Banks may also take a broader view of a client’s assets when approving a loan, Bianucci says.
Cons of private banking
1. All your financial eggs are in 1 basket. The impact of wealth mismanagement can be much more severe if all of your assets are in one place.
“If you’ve got a lot of money, you’re only getting advice from one place, so depending on what you’re trying to do, some people like to diversify among investment advice, too,” Stammers says.
2. Private banking may not always have your best interests at heart. Banks look at private banking as a way to sell more services to their best clients, so investment advisers working for a bank are “going to be motivated to put you into bank products,” Stammers says.
One way to help ensure your investments will be managed with care is to examine the nature of the relationship you’d have with the person minding your investments at a private bank.
Brokers or advisers who are under a suitability standard only have to make sure the investments they recommend are “suitable” for a client (but not necessarily the best available), whereas those under a fiduciary standard are legally required to put the client’s interests ahead of their own and act in the best interest of clients.
3. You may not get the best products or services for the best price. “You’re usually depending on the bank products, and those aren’t necessarily the best products available,” Stammers says. “The credit card that the bank provides may not have the best interest rate that you could get; it may not have the best rewards program that you could get.”
Because of that, private banking clients should “shop the fee and figure out whether it’s more expensive to be in the personal banking space, if that’s important to them,” Stammers says.
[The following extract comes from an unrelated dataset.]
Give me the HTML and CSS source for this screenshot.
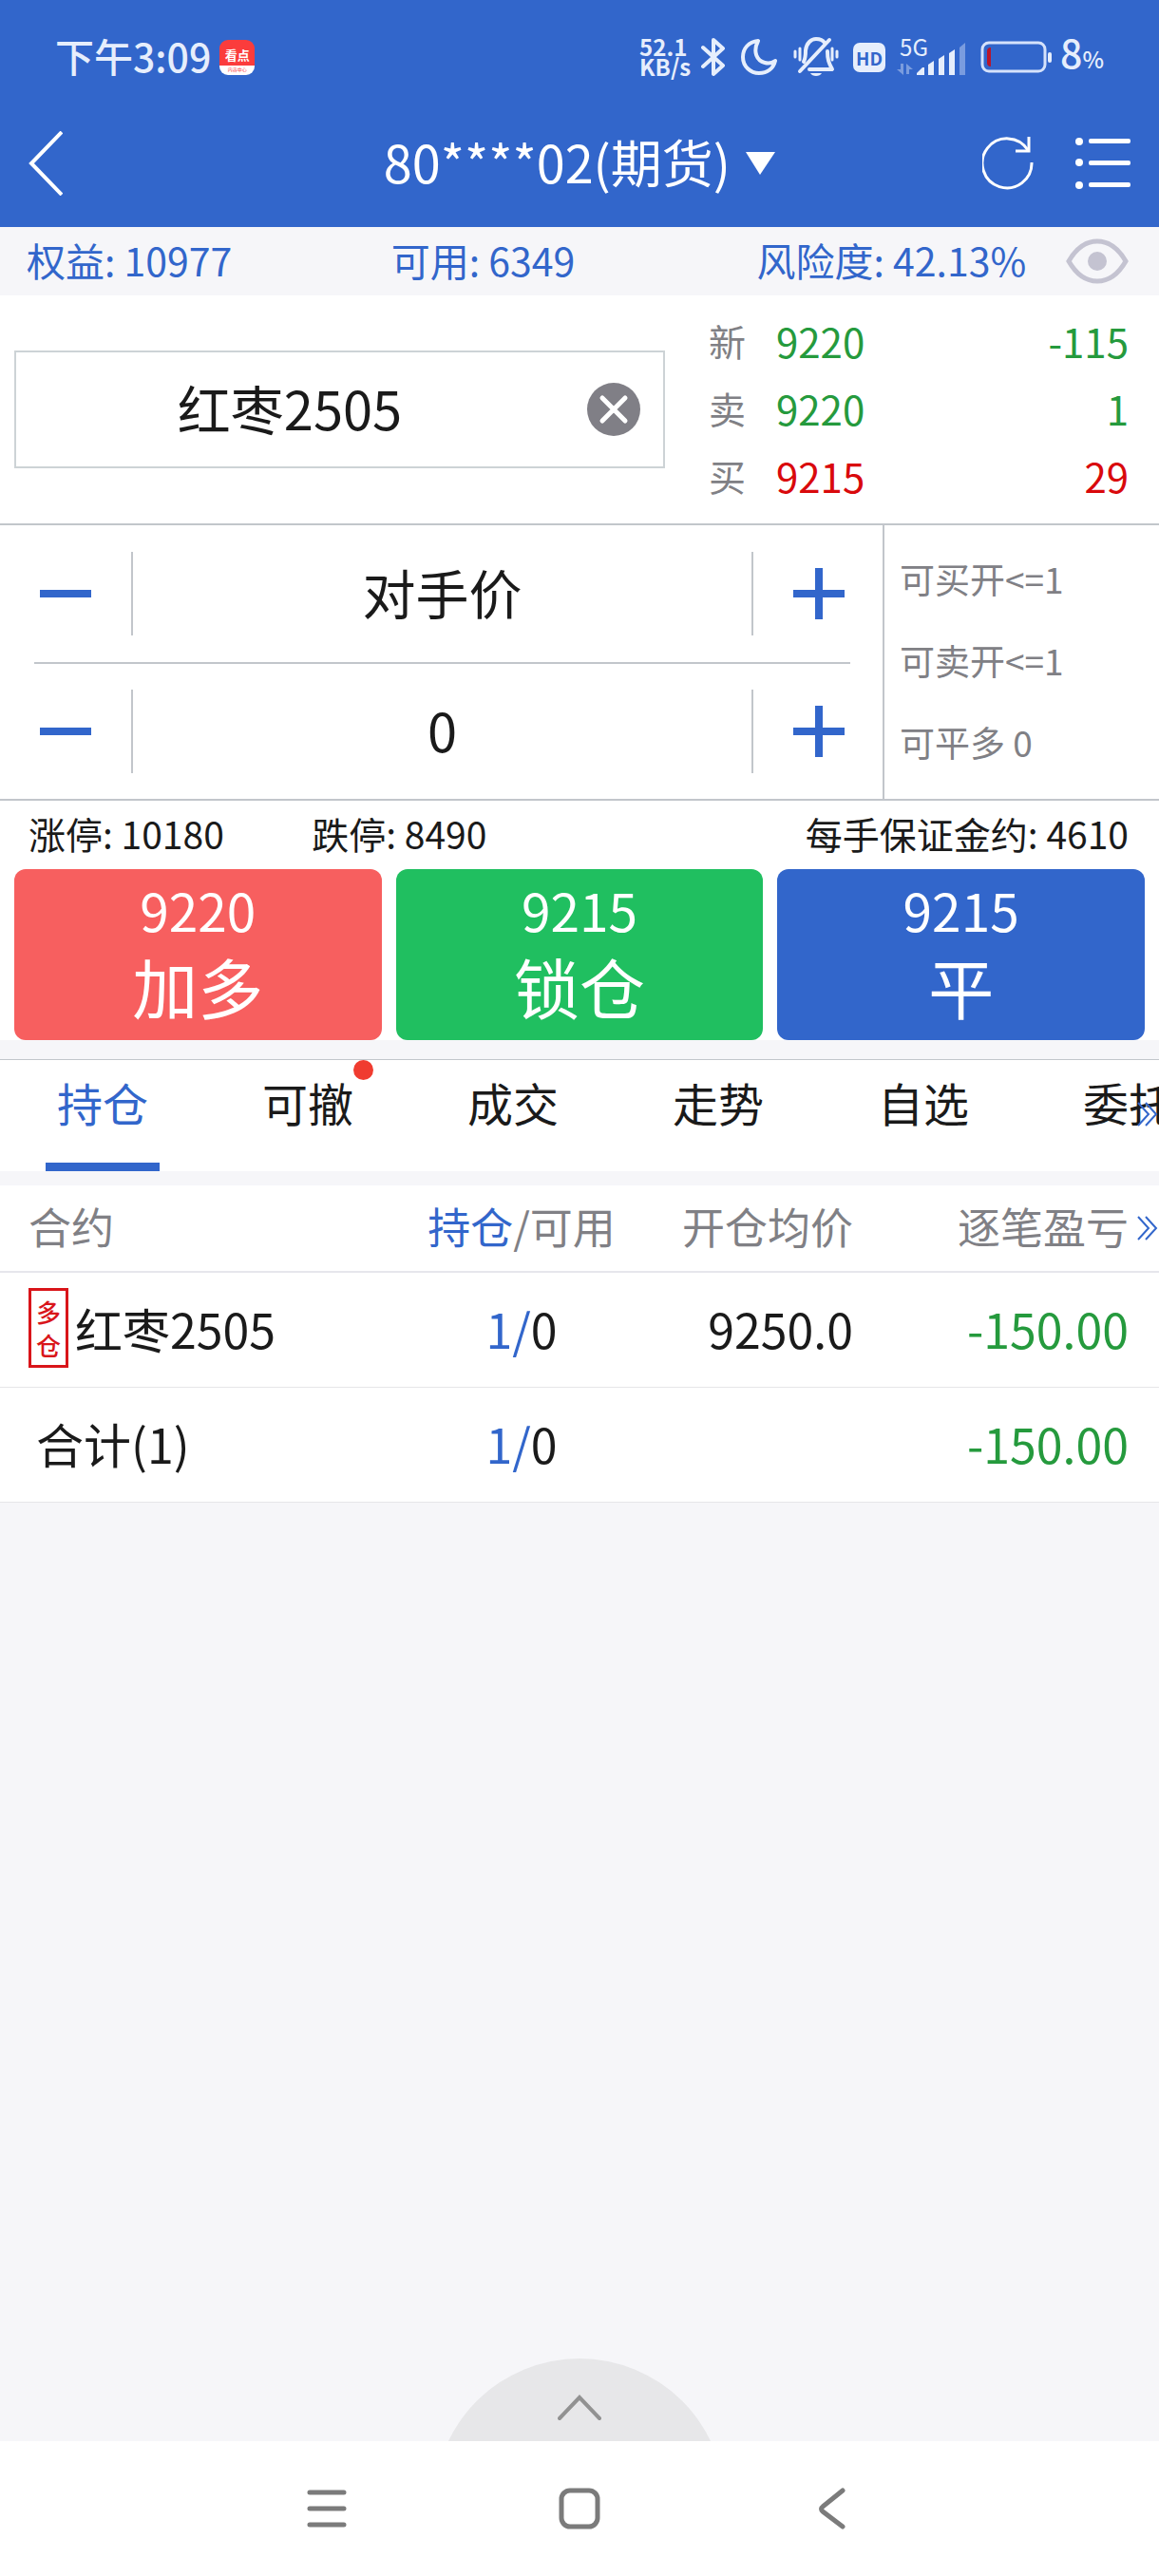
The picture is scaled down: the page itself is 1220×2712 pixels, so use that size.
FILE: index.html
```html
<!DOCTYPE html>
<html lang="zh-CN">
<head>
    <meta charset="UTF-8">
    <meta name="viewport" content="width=device-width, initial-scale=1.0">
    <title>期货交易</title>
    <link rel="stylesheet" href="styles.css">
</head>
<body>

    <header class="header">
        <div class="status-bar">
            <span class="clock">下午3:09</span>
            <span class="app-badge"><b>看点</b><i>内容中心</i></span>

            <div class="status-icons">
                <div class="net-speed"><span>52.1</span><span>KB/s</span></div>
                <svg width="26" height="42" viewBox="0 0 26 42" fill="none" stroke="#e6eefc" stroke-width="4" stroke-linejoin="round" stroke-linecap="round">
                    <path d="M2 11 L23 30 L13 39 V3 L23 12 L2 31"/>
                </svg>
                <svg class="moon" width="38" height="38" viewBox="0 0 38 38" fill="none" stroke="#e6eefc" stroke-width="4" stroke-linejoin="round">
                    <path d="M18 2 C8 3 2 10 2 19 C2 29 10 36 19 36 C28 36 34 31 36 23 C32 26 29 26 25 25 C17 23 12 14 18 2 Z"/>
                </svg>
                <svg class="bell" width="48" height="42" viewBox="0 0 48 42" fill="none" stroke="#e6eefc" stroke-width="3" stroke-linecap="round" stroke-linejoin="round">
                    <path d="M11 26 C13 22 13 19 13 14 C14 6 19 2 24 2 C28 2 31 3 33 6" stroke-width="4"/>
                    <path d="M36 15 C36 25 38 28 41 34 H17" stroke-width="4"/>
                    <path d="M38 3 L7 36" stroke-width="4"/>
                    <path d="M2 15 V21 M7 12 V24 M41 12 V24 M46 15 V21"/>
                    <path d="M18 38 H30 C28 42 20 42 18 38 Z" fill="#e6eefc" stroke="none"/>
                </svg>
                <span class="hd">HD</span>
                <div class="signal">
                    <span class="signal-type">5G</span>
                    <svg width="74" height="38" viewBox="0 0 74 38" fill="#e6eefc">
                        <g opacity="0.4">
                            <path d="M4 26 H7 V38 L0 32 H4 Z"/>
                            <path d="M10 26 L17 32 H13 V37 H10 Z"/>
                        </g>
                        <path d="M21 36 L27 30 H29 V38 H21 Z"/>
                        <path d="M33 27 L39 23 V38 H33 Z"/>
                        <path d="M44 21 L50 17 V38 H44 Z"/>
                        <path d="M55 15 L61 11 V38 H55 Z"/>
                        <path d="M66 9 L72 4 V38 H66 Z" opacity="0.4"/>
                    </svg>
                </div>
                <svg class="battery" width="76" height="34" viewBox="0 0 76 34">
                    <rect x="2" y="2" width="66" height="30" rx="7" fill="none" stroke="#d5e2fb" stroke-width="3"/>
                    <path d="M7 11 Q7 7 11 7 V27 Q7 27 7 23 Z" fill="#b9152b"/>
                    <rect x="71" y="12" width="4" height="11" rx="2" fill="#e6eefc"/>
                </svg>
                <span class="percent">8<small>%</small></span>
            </div>
        </div>

        <div class="title-bar">
            <button class="icon-btn" aria-label="返回">
                <svg width="36" height="68" viewBox="0 0 36 68" fill="none" stroke="#fff" stroke-width="4">
                    <path d="M35 1 L3 34 L35 67"/>
                </svg>
            </button>
            <button class="account">
                <span>80****02(期货)</span>
                <svg width="31" height="24" viewBox="0 0 31 24" fill="#fff"><path d="M0 0 H31 L15 24 Z"/></svg>
            </button>
            <div class="title-actions">
                <button class="icon-btn" aria-label="刷新">
                    <svg width="54" height="56" viewBox="0 0 54 56" fill="none" stroke="#fff" stroke-width="3">
                        <path d="M52 27 A26 26 0 1 1 48 14"/>
                        <path d="M49 0 V15 H35"/>
                    </svg>
                </button>
                <button class="icon-btn" aria-label="菜单">
                    <svg width="58" height="54" viewBox="0 0 58 54" fill="#fff">
                        <circle cx="4" cy="4" r="4"/><rect x="14" y="1" width="44" height="5" rx="2"/>
                        <circle cx="4" cy="26" r="4"/><rect x="14" y="24" width="44" height="5" rx="2"/>
                        <circle cx="4" cy="50" r="4"/><rect x="14" y="47" width="44" height="5" rx="2"/>
                    </svg>
                </button>
            </div>
        </div>
    </header>

    <div class="funds">
        <span>权益: 10977</span>
        <span>可用: 6349</span>
        <span>风险度: 42.13%</span>
        <button class="icon-btn" aria-label="显示资金">
            <svg width="66" height="48" viewBox="0 0 66 48" fill="none" stroke="#c4c3d1" stroke-width="5">
                <path d="M3 24 C19 -4 47 -4 63 24 C47 52 19 52 3 24 Z"/>
                <circle cx="33" cy="24" r="10" fill="#c4c3d1" stroke="none"/>
            </svg>
        </button>
    </div>

    <section class="quote">
        <div class="contract">
            <input type="text" value="红枣2505" aria-label="合约">
            <button class="icon-btn" aria-label="清除">
                <svg width="58" height="58" viewBox="0 0 58 58">
                    <circle cx="29" cy="29" r="28" fill="#807f86"/>
                    <path d="M17 17 L41 41 M41 17 L17 41" stroke="#fff" stroke-width="5" stroke-linecap="round"/>
                </svg>
            </button>
        </div>
        <div class="prices">
            <div class="price-row green"><span class="label">新</span><span>9220</span><span class="volume">-115</span></div>
            <div class="price-row green"><span class="label">卖</span><span>9220</span><span class="volume">1</span></div>
            <div class="price-row red"><span class="label">买</span><span>9215</span><span class="volume">29</span></div>
        </div>
    </section>

    <section class="order">
        <div class="steppers">
            <div class="stepper">
                <button class="step minus" aria-label="减价"></button>
                <input type="text" value="对手价" aria-label="价格">
                <button class="step plus" aria-label="加价"></button>
            </div>
            <div class="stepper">
                <button class="step minus" aria-label="减手数"></button>
                <input type="text" value="0" aria-label="手数">
                <button class="step plus" aria-label="加手数"></button>
            </div>
        </div>
        <div class="available">
            <span>可买开&lt;=1</span>
            <span>可卖开&lt;=1</span>
            <span>可平多 0</span>
        </div>
    </section>

    <div class="limits">
        <span>涨停: 10180</span>
        <span>跌停: 8490</span>
        <span class="margin">每手保证金约: 4610</span>
    </div>

    <div class="trade">
        <button class="trade-btn buy"><span>9220</span><strong>加多</strong></button>
        <button class="trade-btn lock"><span>9215</span><strong>锁仓</strong></button>
        <button class="trade-btn close"><span>9215</span><strong>平</strong></button>
    </div>

    <nav class="tabs">
        <button class="tab active">持仓</button>
        <button class="tab"><span class="dot"></span>可撤</button>
        <button class="tab">成交</button>
        <button class="tab">走势</button>
        <button class="tab">自选</button>
        <button class="tab">委托</button>
        <svg class="more" width="22" height="26" viewBox="0 0 22 26" fill="none" stroke="#3266cb" stroke-width="2">
            <path d="M1 1 L12 13 L1 25 M9 1 L20 13 L9 25"/>
        </svg>
    </nav>

    <div class="positions">
        <table>
            <thead>
                <tr>
                    <th class="col-name">合约</th>
                    <th class="col-hold"><span class="blue">持仓</span>/可用</th>
                    <th>开仓均价</th>
                    <th class="col-profit">逐笔盈亏</th>
                </tr>
            </thead>
            <tbody>
                <tr>
                    <td><div class="name"><span class="side">多仓</span>红枣2505</div></td>
                    <td><span class="blue">1/</span>0</td>
                    <td>9250.0</td>
                    <td class="green">-150.00</td>
                </tr>
                <tr>
                    <td class="total">合计(1)</td>
                    <td><span class="blue">1/</span>0</td>
                    <td></td>
                    <td class="green">-150.00</td>
                </tr>
            </tbody>
        </table>
        <svg class="more" width="22" height="26" viewBox="0 0 22 26" fill="none" stroke="#3266cb" stroke-width="2">
            <path d="M1 1 L12 13 L1 25 M9 1 L20 13 L9 25"/>
        </svg>
    </div>

    <div class="drawer">
        <button class="drawer-handle" aria-label="展开">
            <svg width="46" height="28" viewBox="0 0 46 28" fill="none" stroke="#929292" stroke-width="4" stroke-linecap="round">
                <path d="M2 25 L23 3 L44 25"/>
            </svg>
        </button>
    </div>

    <footer class="nav-bar">
        <button class="icon-btn" aria-label="最近任务">
            <svg width="44" height="44" viewBox="0 0 44 44" stroke="#7b7b7b" stroke-width="5" stroke-linecap="round">
                <path d="M4 5 H40 M4 22 H40 M4 39 H40"/>
            </svg>
        </button>
        <button class="icon-btn" aria-label="主屏幕">
            <svg width="44" height="44" viewBox="0 0 44 44" fill="none" stroke="#7b7b7b" stroke-width="5">
                <rect x="3" y="3" width="38" height="38" rx="9"/>
            </svg>
        </button>
        <button class="icon-btn" aria-label="返回上级">
            <svg width="44" height="44" viewBox="0 0 44 44" fill="none" stroke="#7b7b7b" stroke-width="5" stroke-linecap="round">
                <path d="M33 3 L12 20 Q9 22 12 25 L33 41"/>
            </svg>
        </button>
    </footer>

</body>
</html>
```

FILE: styles.css
```css
* {
    box-sizing: border-box;
}

body {
    margin: 0;
    min-height: 100vh;
    display: flex;
    flex-direction: column;
    font-family: "Noto Sans CJK SC", "Noto Sans", sans-serif;
    color: #1a1a1a;
    background-color: #f6f6f9;
    overflow-x: hidden;
}

button,
input {
    font-family: inherit;
    color: inherit;
    background: none;
    border: none;
    margin: 0;
    padding: 0;
}

button {
    cursor: pointer;
}

svg {
    display: block;
    flex: none;
}

.icon-btn {
    display: flex;
    align-items: center;
    justify-content: center;
}

.blue { color: #3266cb; }
.green { color: #259a3d; }
.red { color: #d9090c; }

/* Шапка */
.header {
    background-color: #3266cb;
    color: #fff;
}

.status-bar {
    display: flex;
    align-items: center;
    height: 104px;
    padding: 16px 58px 0 58px;
    color: #e6eefc;
}

.clock {
    padding-bottom: 4px;
    font-size: 41px;
    line-height: 42px;
    font-weight: 500;
}

.app-badge {
    display: flex;
    flex-direction: column;
    align-items: center;
    width: 37px;
    height: 37px;
    margin-left: 9px;
    padding-top: 8px;
    border-radius: 9px;
    overflow: hidden;
    color: #fff;
    background: linear-gradient(#fb3c3c 72%, #fff 72%);
}

.app-badge b {
    font-size: 13px;
    line-height: 16px;
}

.app-badge i {
    font-size: 5px;
    font-style: normal;
    line-height: 14px;
    color: #fb3c3c;
}

.status-icons {
    display: flex;
    align-items: center;
    margin-left: auto;
}

.net-speed {
    display: flex;
    flex-direction: column;
    margin-right: 11px;
    padding-bottom: 2px;
    font-size: 24px;
    line-height: 21px;
    font-weight: 700;
}

.moon {
    margin-left: 16px;
}

.bell {
    margin-left: 17px;
}

.hd {
    width: 34px;
    margin-left: 15px;
    border-radius: 7px;
    font-size: 19px;
    line-height: 31px;
    font-weight: 700;
    text-align: center;
    color: #3266cb;
    background-color: #e6eefc;
}

.signal {
    position: relative;
    margin-left: 12px;
}

.signal-type {
    position: absolute;
    top: -4px;
    left: 3px;
    font-size: 24px;
    line-height: 24px;
}

.battery {
    margin-left: 14px;
}

.percent {
    margin-left: 8px;
    padding-bottom: 4px;
    font-size: 41px;
    line-height: 42px;
    font-weight: 500;
}

.percent small {
    font-size: 24px;
}

.title-bar {
    display: grid;
    grid-template-columns: 1fr auto 1fr;
    align-items: center;
    height: 135px;
    padding: 0 30px;
}

.title-bar > .icon-btn {
    justify-self: start;
}

.account {
    display: flex;
    align-items: center;
    gap: 16px;
    font-size: 54px;
    line-height: 72px;
}

.account span {
    padding-bottom: 4px;
}

.title-actions {
    display: flex;
    justify-content: flex-end;
    gap: 44px;
}

/* Средства */
.funds {
    display: grid;
    grid-template-columns: 383fr 384fr 325fr auto;
    align-items: center;
    height: 72px;
    padding: 0 32px 0 28px;
    font-size: 41px;
    white-space: nowrap;
    color: #3266cb;
}

.funds span {
    padding-bottom: 4px;
}

/* Котировка */
.quote {
    display: grid;
    grid-template-columns: minmax(0, 685fr) minmax(0, 442fr);
    gap: 46px;
    align-items: center;
    height: 240px;
    padding: 0 32px 0 15px;
    background-color: #fff;
}

.contract {
    display: flex;
    align-items: center;
    height: 124px;
    padding-right: 23px;
    border: 2px solid #cdd3d6;
}

.contract input {
    flex: 1;
    min-width: 0;
    height: 100%;
    padding: 0 24px 6px 0;
    font-size: 56px;
    text-align: center;
}

.prices {
    display: flex;
    flex-direction: column;
    padding-bottom: 4px;
}

.price-row {
    display: grid;
    grid-template-columns: 71px 1fr auto;
    font-size: 42px;
    line-height: 71px;
}

.label {
    font-size: 39px;
    color: #808085;
}

/* Параметры заявки */
.order {
    display: grid;
    grid-template-columns: minmax(0, 931fr) minmax(0, 289fr);
    border-top: 2px solid #c2c6cb;
    border-bottom: 2px solid #c2c6cb;
    background-color: #fff;
}

.steppers {
    padding: 0 34px 0 36px;
    border-right: 2px solid #c2c6cb;
}

.stepper {
    display: flex;
    align-items: center;
    height: 144px;
}

.stepper + .stepper {
    border-top: 2px solid #c2c6cb;
}

.stepper input {
    flex: 1;
    min-width: 0;
    height: 88px;
    padding-bottom: 6px;
    font-size: 56px;
    text-align: center;
    border-left: 2px solid #c2c6cb;
    border-right: 2px solid #c2c6cb;
}

.step {
    width: 102px;
    height: 100px;
    background: linear-gradient(#3266cb, #3266cb) 6px center / 54px 8px no-repeat;
}

.plus {
    background:
        linear-gradient(#3266cb, #3266cb) right 6px center / 54px 8px no-repeat,
        linear-gradient(#3266cb, #3266cb) right 29px center / 8px 54px no-repeat;
}

.available {
    display: flex;
    flex-direction: column;
    justify-content: center;
    padding: 0 0 4px 16px;
    font-size: 37px;
    line-height: 86px;
    white-space: nowrap;
    color: #808085;
}

.limits {
    display: grid;
    grid-template-columns: 298fr 300fr 559fr;
    align-items: center;
    height: 72px;
    padding: 0 32px 4px 30px;
    font-size: 39px;
    white-space: nowrap;
    background-color: #fff;
}

.margin {
    text-align: right;
}

/* Кнопки сделки */
.trade {
    display: grid;
    grid-template-columns: repeat(3, 1fr);
    gap: 15px;
    padding: 0 15px;
    background-color: #fff;
}

.trade-btn {
    display: flex;
    flex-direction: column;
    align-items: center;
    justify-content: center;
    height: 180px;
    padding-bottom: 12px;
    border-radius: 12px;
    font-size: 55px;
    line-height: 78px;
    color: #fff;
}

.trade-btn strong {
    font-size: 69px;
    line-height: 84px;
    font-weight: 400;
}

.buy { background-color: #f75f5f; }
.lock { background-color: #20bf60; }
.close { background-color: #3266cb; }

/* Вкладки */
.tabs {
    position: relative;
    display: flex;
    margin-top: 20px;
    border-top: 1px solid #c2c6cb;
    overflow: hidden;
    background-color: #fff;
}

.tab {
    position: relative;
    flex: 0 0 216px;
    height: 117px;
    padding-bottom: 28px;
    font-size: 48px;
    line-height: 89px;
}

.tab.active {
    color: #3266cb;
}

.tab.active::after {
    content: "";
    position: absolute;
    left: 48px;
    right: 48px;
    bottom: 0;
    height: 9px;
    background-color: #3266cb;
}

.dot {
    position: absolute;
    top: 0;
    right: 39px;
    width: 21px;
    height: 21px;
    border-radius: 50%;
    background-color: #f03c30;
}

.more {
    position: absolute;
    right: 1px;
    top: 44px;
}

/* Позиции */
.positions {
    position: relative;
    margin-top: 15px;
    background-color: #fff;
}

.positions .more {
    top: 32px;
}

table {
    width: 100%;
    table-layout: fixed;
    border-collapse: separate;
    border-spacing: 0;
    white-space: nowrap;
}

th,
td {
    padding: 0 0 4px;
    text-align: right;
}

th {
    height: 92px;
    font-size: 45px;
    line-height: 60px;
    font-weight: 400;
    color: #808085;
    border-bottom: 2px solid #e6e6ec;
}

td {
    height: 121px;
    font-size: 50px;
    line-height: 72px;
    border-bottom: 1px solid #e6e6e8;
}

th:first-child,
td:first-child {
    padding-left: 30px;
    text-align: left;
}

th:nth-child(2),
td:nth-child(2) {
    text-align: center;
}

th:last-child,
td:last-child {
    padding-right: 32px;
}

.col-name { width: 36%; }
.col-hold { width: 18%; }
.col-profit { width: 322px; }

.name {
    display: flex;
    align-items: center;
    gap: 7px;
}

.side {
    width: 42px;
    height: 84px;
    padding: 4px 5px;
    border: 3px solid #d9151a;
    font-size: 26px;
    line-height: 35px;
    font-weight: 500;
    white-space: normal;
    word-break: break-all;
    color: #d9151a;
}

td.total:first-child {
    padding-left: 38px;
}

/* Нижняя шторка */
.drawer {
    display: flex;
    justify-content: center;
    height: 87px;
    margin-top: auto;
    overflow: hidden;
}

.drawer-handle {
    flex: none;
    display: flex;
    justify-content: center;
    align-items: flex-start;
    width: 306px;
    height: 306px;
    padding-top: 38px;
    border-radius: 50%;
    background-color: #e7e7e9;
}

.nav-bar {
    display: flex;
    justify-content: center;
    align-items: center;
    gap: 222px;
    height: 142px;
    background-color: #fff;
}
```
Why banks are ramping up private banking
Many banks have been expanding their private banking offerings, in part because that’s where the money is. Banks aren’t making much money off what we think of as their core products (checking and savings) so trying to expand into other areas of customers’ financial lives makes sense, Negron says.
“If the customer is the pie and there are 10 pieces to the pie, the bank wants to have 8 of those pieces, not just 1 or 2,” Negron says.